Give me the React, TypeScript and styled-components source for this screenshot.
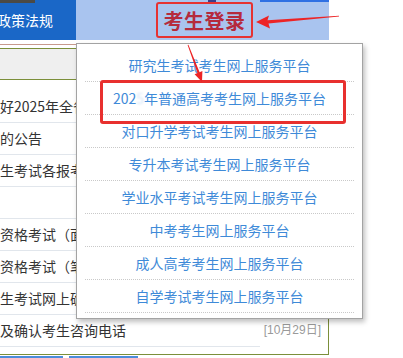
import styled, { createGlobalStyle } from "styled-components";

const GlobalStyle = createGlobalStyle`
  html, body {
    margin: 0;
    padding: 0;
    background: #fff;
  }
  body {
    width: 403px;
    height: 358px;
    overflow: hidden;
    font-family: "Noto Sans CJK SC", "Noto Sans", sans-serif;
  }
`;

const NEWS = [
  { title: "好2025年全省普通高校招生考试工作的通知", date: "[11月03日]" },
  { title: "的公告", date: "[11月01日]" },
  { title: "生考试各报考点联系方式一览表", date: "[10月31日]" },
  { title: "", date: "[10月31日]" },
  { title: "资格考试（面试）报名公告", date: "[10月30日]" },
  { title: "资格考试（笔试）报名公告", date: "[10月30日]" },
  { title: "生考试网上确认须知", date: "[10月29日]" },
  { title: "及确认考生咨询电话", date: "[10月29日]" },
];

const PLATFORMS = [
  "研究生考试考生网上服务平台",
  "2025年普通高考考生网上服务平台",
  "对口升学考试考生网上服务平台",
  "专升本考试考生网上服务平台",
  "学业水平考试考生网上服务平台",
  "中考考生网上服务平台",
  "成人高考考生网上服务平台",
  "自学考试考生网上服务平台",
];

export default function App() {
  return <>
    <GlobalStyle />
    <Page>
      <NavBar>
        <NavDark>政策法规</NavDark>
        <NavLight>
          <LoginTitle>考生登录</LoginTitle>
        </NavLight>
      </NavBar>

      <NewsPanel>
        <TabHeader />
        <NewsList>
          {NEWS.map((n, i) =>
            <NewsRow key={i}>
              <NewsTitle>{n.title}</NewsTitle>
              <NewsDate>{n.date}</NewsDate>
            </NewsRow>
          )}
        </NewsList>
      </NewsPanel>

      <BottomTabs>
        <BottomTab w={63} />
        <BottomTab w={69} />
      </BottomTabs>

      <Dropdown>
        {PLATFORMS.map((p, i) =>
          <DropItem key={i}>
            {i === 1
              ? <>202<Smudge>5</Smudge>年普通高考考生网上服务平台</>
              : p}
          </DropItem>
        )}
      </Dropdown>

      <Highlight />

      <Arrows width="403" height="358" viewBox="0 0 403 358">
        <polygon
          fill="#ec2426"
          points="256,22 269,15.5 267.5,20.2 339,15.7 339,16.4 268.5,23.6 270,28.5"
        />
        <polygon
          fill="#ec2426"
          points="202,82 202.4,71 199.6,72.2 188.4,44.8 187.6,45.1 197.4,73.1 194.6,74.2"
        />
      </Arrows>
    </Page>
  </>;
}

const Page = styled.div`
  position: relative;
  width: 403px;
  height: 358px;
  overflow: hidden;
`;

const NavBar = styled.div`
  display: flex;
  height: 40px;
`;

const NavDark = styled.div`
  width: 76px;
  display: flex;
  align-items: center;
  justify-content: flex-end;
  padding-right: 23px;
  box-sizing: border-box;
  white-space: nowrap;
  color: #fff;
  font-size: 14px;
  background:
    linear-gradient(#4b4a46, #4b4a46) 0 0 / 35px 3px no-repeat,
    #1a67c7;
`;

const NavLight = styled.div`
  width: 253px;
  display: flex;
  align-items: center;
  background:
    linear-gradient(#2f70e3, #2f70e3) 184px 0 / 69px 2px no-repeat,
    linear-gradient(#3a3f8c, #3a3f8c) 132px 0 / 8px 2px no-repeat,
    #a9c4ef;
`;

const LoginTitle = styled.div`
  margin-left: 80px;
  width: 97px;
  height: 36px;
  box-sizing: border-box;
  border: 2px solid #e63232;
  border-radius: 3px;
  display: flex;
  align-items: center;
  justify-content: center;
  color: #b52a3d;
  font-size: 20px;
  font-weight: 700;
  letter-spacing: 0.5px;
`;

const NewsPanel = styled.div`
  margin: 4px 0 0 -3px;
  width: 331px;
  padding-top: 3px;
  padding-bottom: 7px;
  border-top: 1px solid #c79a8d;
  border-right: 1px solid #7b8f3a;
  border-bottom: 1px solid #7b8f3a;
`;

const TabHeader = styled.div`
  height: 30px;
  background: #efefef;
  border-top: 1px solid #7b8f3a;
  border-bottom: 1px solid #7b8f3a;
`;

const NewsList = styled.div`
  padding-top: 11px;
`;

const NewsRow = styled.div`
  display: flex;
  height: 32px;
`;

const NewsTitle = styled.div`
  flex: 1;
  min-width: 0;
  padding-left: 3px;
  border-bottom: 1px solid #e1e6ec;
  color: #333;
  font-size: 14px;
  line-height: 31px;
  white-space: nowrap;
  overflow: hidden;
`;

const NewsDate = styled.div`
  flex: none;
  width: 68px;
  padding-right: 7px;
  box-sizing: border-box;
  text-align: right;
  white-space: nowrap;
  color: #9a9a9a;
  font-size: 12px;
  line-height: 31px;
  font-family: "Liberation Sans", "Noto Sans CJK SC", sans-serif;
`;

const BottomTabs = styled.div`
  display: flex;
  gap: 6px;
  margin-top: 1px;
`;

const BottomTab = styled.div<{ w: number }>`
  width: ${p => p.w}px;
  height: 10px;
  background: #4a8cdb;
`;

const Dropdown = styled.div`
  position: absolute;
  left: 76px;
  top: 43px;
  width: 287px;
  box-sizing: border-box;
  padding: 5px 8px;
  background: #fff;
  border: 1px solid #a3a3a3;
  box-shadow: 2px 3px 5px rgba(0, 0, 0, 0.25);
`;

const DropItem = styled.div`
  height: 32px;
  line-height: 32px;
  border-bottom: 1px dotted #c9c9c9;
  text-align: center;
  color: #3e8ad8;
  font-size: 14px;
  white-space: nowrap;
`;

const Smudge = styled.span`
  color: #d6e6f8;
  filter: blur(1.2px);
`;

const Highlight = styled.div`
  position: absolute;
  left: 100px;
  top: 80px;
  width: 246px;
  height: 44px;
  box-sizing: border-box;
  border: 3px solid #e8302e;
  border-radius: 3px;
`;

const Arrows = styled.svg`
  position: absolute;
  left: 0;
  top: 0;
  pointer-events: none;
`;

# # # #

_Goal of the exercise_
Reproduce each line exactly as it appears, omitting the pictures.

_Expected answer_
Give me the React, TypeScript and styled-components source for this screenshot.
import styled, { createGlobalStyle } from "styled-components";

const GlobalStyle = createGlobalStyle`
  html, body {
    margin: 0;
    padding: 0;
    background: #fff;
  }
  body {
    width: 403px;
    height: 358px;
    overflow: hidden;
    font-family: "Noto Sans CJK SC", "Noto Sans", sans-serif;
  }
`;

const NEWS = [
  { title: "好2025年全省普通高校招生考试工作的通知", date: "[11月03日]" },
  { title: "的公告", date: "[11月01日]" },
  { title: "生考试各报考点联系方式一览表", date: "[10月31日]" },
  { title: "", date: "[10月31日]" },
  { title: "资格考试（面试）报名公告", date: "[10月30日]" },
  { title: "资格考试（笔试）报名公告", date: "[10月30日]" },
  { title: "生考试网上确认须知", date: "[10月29日]" },
  { title: "及确认考生咨询电话", date: "[10月29日]" },
];

const PLATFORMS = [
  "研究生考试考生网上服务平台",
  "2025年普通高考考生网上服务平台",
  "对口升学考试考生网上服务平台",
  "专升本考试考生网上服务平台",
  "学业水平考试考生网上服务平台",
  "中考考生网上服务平台",
  "成人高考考生网上服务平台",
  "自学考试考生网上服务平台",
];

export default function App() {
  return <>
    <GlobalStyle />
    <Page>
      <NavBar>
        <NavDark>政策法规</NavDark>
        <NavLight>
          <LoginTitle>考生登录</LoginTitle>
        </NavLight>
      </NavBar>

      <NewsPanel>
        <TabHeader />
        <NewsList>
          {NEWS.map((n, i) =>
            <NewsRow key={i}>
              <NewsTitle>{n.title}</NewsTitle>
              <NewsDate>{n.date}</NewsDate>
            </NewsRow>
          )}
        </NewsList>
      </NewsPanel>

      <BottomTabs>
        <BottomTab w={63} />
        <BottomTab w={69} />
      </BottomTabs>

      <Dropdown>
        {PLATFORMS.map((p, i) =>
          <DropItem key={i}>
            {i === 1
              ? <>202<Smudge>5</Smudge>年普通高考考生网上服务平台</>
              : p}
          </DropItem>
        )}
      </Dropdown>

      <Highlight />

      <Arrows width="403" height="358" viewBox="0 0 403 358">
        <polygon
          fill="#ec2426"
          points="256,22 269,15.5 267.5,20.2 339,15.7 339,16.4 268.5,23.6 270,28.5"
        />
        <polygon
          fill="#ec2426"
          points="202,82 202.4,71 199.6,72.2 188.4,44.8 187.6,45.1 197.4,73.1 194.6,74.2"
        />
      </Arrows>
    </Page>
  </>;
}

const Page = styled.div`
  position: relative;
  width: 403px;
  height: 358px;
  overflow: hidden;
`;

const NavBar = styled.div`
  display: flex;
  height: 40px;
`;

const NavDark = styled.div`
  width: 76px;
  display: flex;
  align-items: center;
  justify-content: flex-end;
  padding-right: 23px;
  box-sizing: border-box;
  white-space: nowrap;
  color: #fff;
  font-size: 14px;
  background:
    linear-gradient(#4b4a46, #4b4a46) 0 0 / 35px 3px no-repeat,
    #1a67c7;
`;

const NavLight = styled.div`
  width: 253px;
  display: flex;
  align-items: center;
  background:
    linear-gradient(#2f70e3, #2f70e3) 184px 0 / 69px 2px no-repeat,
    linear-gradient(#3a3f8c, #3a3f8c) 132px 0 / 8px 2px no-repeat,
    #a9c4ef;
`;

const LoginTitle = styled.div`
  margin-left: 80px;
  width: 97px;
  height: 36px;
  box-sizing: border-box;
  border: 2px solid #e63232;
  border-radius: 3px;
  display: flex;
  align-items: center;
  justify-content: center;
  color: #b52a3d;
  font-size: 20px;
  font-weight: 700;
  letter-spacing: 0.5px;
`;

const NewsPanel = styled.div`
  margin: 4px 0 0 -3px;
  width: 331px;
  padding-top: 3px;
  padding-bottom: 7px;
  border-top: 1px solid #c79a8d;
  border-right: 1px solid #7b8f3a;
  border-bottom: 1px solid #7b8f3a;
`;

const TabHeader = styled.div`
  height: 30px;
  background: #efefef;
  border-top: 1px solid #7b8f3a;
  border-bottom: 1px solid #7b8f3a;
`;

const NewsList = styled.div`
  padding-top: 11px;
`;

const NewsRow = styled.div`
  display: flex;
  height: 32px;
`;

const NewsTitle = styled.div`
  flex: 1;
  min-width: 0;
  padding-left: 3px;
  border-bottom: 1px solid #e1e6ec;
  color: #333;
  font-size: 14px;
  line-height: 31px;
  white-space: nowrap;
  overflow: hidden;
`;

const NewsDate = styled.div`
  flex: none;
  width: 68px;
  padding-right: 7px;
  box-sizing: border-box;
  text-align: right;
  white-space: nowrap;
  color: #9a9a9a;
  font-size: 12px;
  line-height: 31px;
  font-family: "Liberation Sans", "Noto Sans CJK SC", sans-serif;
`;

const BottomTabs = styled.div`
  display: flex;
  gap: 6px;
  margin-top: 1px;
`;

const BottomTab = styled.div<{ w: number }>`
  width: ${p => p.w}px;
  height: 10px;
  background: #4a8cdb;
`;

const Dropdown = styled.div`
  position: absolute;
  left: 76px;
  top: 43px;
  width: 287px;
  box-sizing: border-box;
  padding: 5px 8px;
  background: #fff;
  border: 1px solid #a3a3a3;
  box-shadow: 2px 3px 5px rgba(0, 0, 0, 0.25);
`;

const DropItem = styled.div`
  height: 32px;
  line-height: 32px;
  border-bottom: 1px dotted #c9c9c9;
  text-align: center;
  color: #3e8ad8;
  font-size: 14px;
  white-space: nowrap;
`;

const Smudge = styled.span`
  color: #d6e6f8;
  filter: blur(1.2px);
`;

const Highlight = styled.div`
  position: absolute;
  left: 100px;
  top: 80px;
  width: 246px;
  height: 44px;
  box-sizing: border-box;
  border: 3px solid #e8302e;
  border-radius: 3px;
`;

const Arrows = styled.svg`
  position: absolute;
  left: 0;
  top: 0;
  pointer-events: none;
`;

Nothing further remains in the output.